Just imagine it - the Republic's northern players 'taking a knee' at Windsor Park during God Save The Queen. It would have been a new low, even by our standards.
We live on an island where depending on your beliefs and allegiances, you can decide which country you play for. But it's in Derry where that curious paradox comes alive because unlike other nationalist cities like Armagh and Newry, Derry has a senior football team.
The place is football-mad. Many young footballers aspire only to play for the Boys in Green, the country they identify with, and with Derry City also operating in the League of Ireland, they are brought to the attention of scouts and managers in that jurisdiction.
Sometimes the Irish Football Association's (IFA) underage system is used to help get them there - McClean played seven times for the Northern Ireland U-21s before switching allegiances in 2011. He specifically requested that the FAI be contacted about his availability when he was negotiating a move to Sunderland. Then chairman Niall Quinn was part of that process.
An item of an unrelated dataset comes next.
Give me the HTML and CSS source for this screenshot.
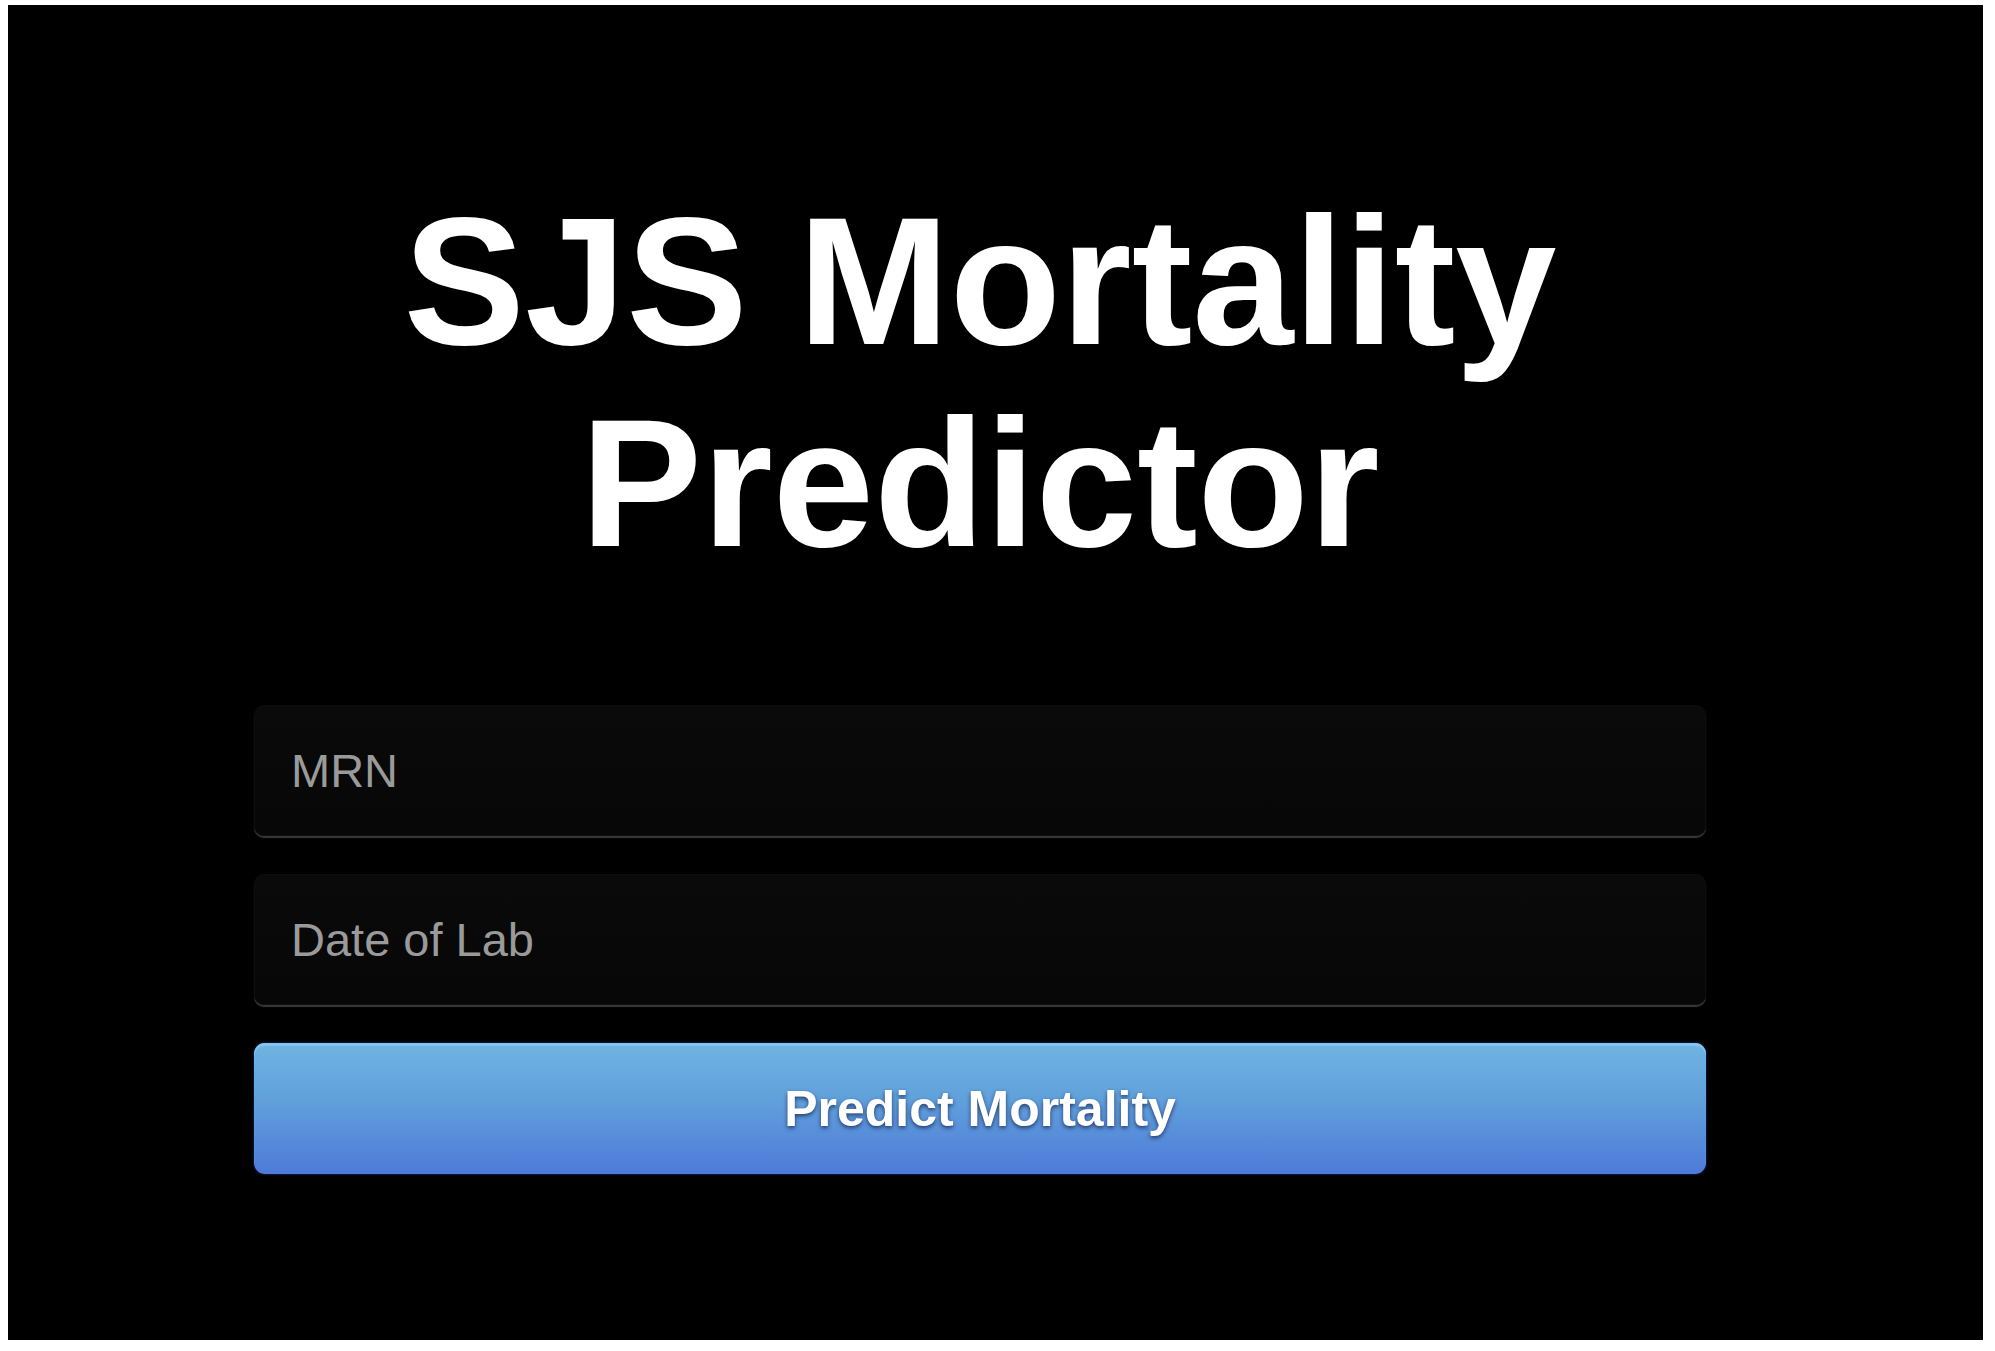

"The North has lost out, no doubt about it," says Derry City legend Liam Coyle, who earned one cap for Northern Ireland.
"It's all changed now. In my day we had no choice, the likes of Felix Healy, Terry Harkin and myself, but many young nationalists now are going to opt for the Republic.
"The likes of James (McClean) has strong beliefs and felt he couldn't play for Northern Ireland at senior level.
"I had no problems playing for Northern Ireland. I've always got stick off both sides of the community anyway.
"It comes down to personal choice at the end of the day and some lads just want to play international football.
"They don't really mind what jersey they're in."
The largest Republic of Ireland supporters' club outside of London is based not in Dublin, Cork or Limerick, but in Derry.
It currently boasts more than 450 members and with the city having such strong ties to the current international team, interest has never been higher, so much so that membership is closed for the time being.
"We're riding on the crest of a wave up here, McClean can do no wrong and Duffy is growing more and more into that team, and then Martin's there as well," says club chairman James Barr.
"We had Shane's family staying with us in the hotel in Dublin before the Moldova match last week and the lads are appreciative of the support from back home.
"When James comes home to the Creggan his father says he often spends an hour or two signing autographs for the kids out on the street.
"Derry people like to see their own people doing well. They're not begrudgers - they will back you 100%."
McClean and Northern Ireland's Lafferty grew up on the same streets in Creggan, are good friends, yet play for different countries, a situation facilitated by Fifa's ruling linking nationality to international eligibility.
The IFA challenged it and failed in 2010, but they aren't giving up the fight and are investing in Derry like never before.
Coaches go around to schools encouraging young players to play for the country of their birth.
Former Northern Ireland international Jim Magilton is the IFA's elite performance director.
"People want to put up obstacles but all we're doing is selecting players if they are good enough and usually they are delighted," he says.
"I selected four Derry City lads for the U-21s when I was in charge and earlier this week Ben Doherty played for the U-21s against Estonia. There's no issue.
"Given the fantastic run of form the national team is in and the fantastic job Michael O'Neill is doing, why wouldn't players want to be part of a squad that is challenging to reach major competitions?"
For many nationalists in Derry and elsewhere, the geographical location of Windsor Park and the national anthem may be stumbling blocks to a fully-integrated Northern Ireland team but plenty of Derrymen have represented Northern Ireland over the years, from John O'Neill, Paul Ramsey, and Gary Fleming to more recently Paddy McCourt, and now Shane Ferguson and Danny Lafferty.
Derry City's Aaron McEneff and his highly-rated younger brother Jordan - who is with Arsenal - have gone in the opposition direction but Derry men playing for the Green and White Army no longer carries the baggage it once did.
"You see schoolboys all the time now 11, 12 years of age wearing Northern Ireland tracksuits in the Bogside," says Barr. "It is strange. Something we're not used to but it's OK.
"There's not the same bad blood and bitterness. People like to see the North doing well and tune in to see how the Derry lads are doing.
"You don't support Northern Ireland exactly and you don't want to go to Windsor Park but you think, 'fair play, they're getting a career out of it' and want them to do well."
Regardless of which country they choose in the end, players from Derry will continue to play a meaningful role in the success of both teams.
And as the marines' handbook might say, the locals are 'lured stiff' (delighted) about that.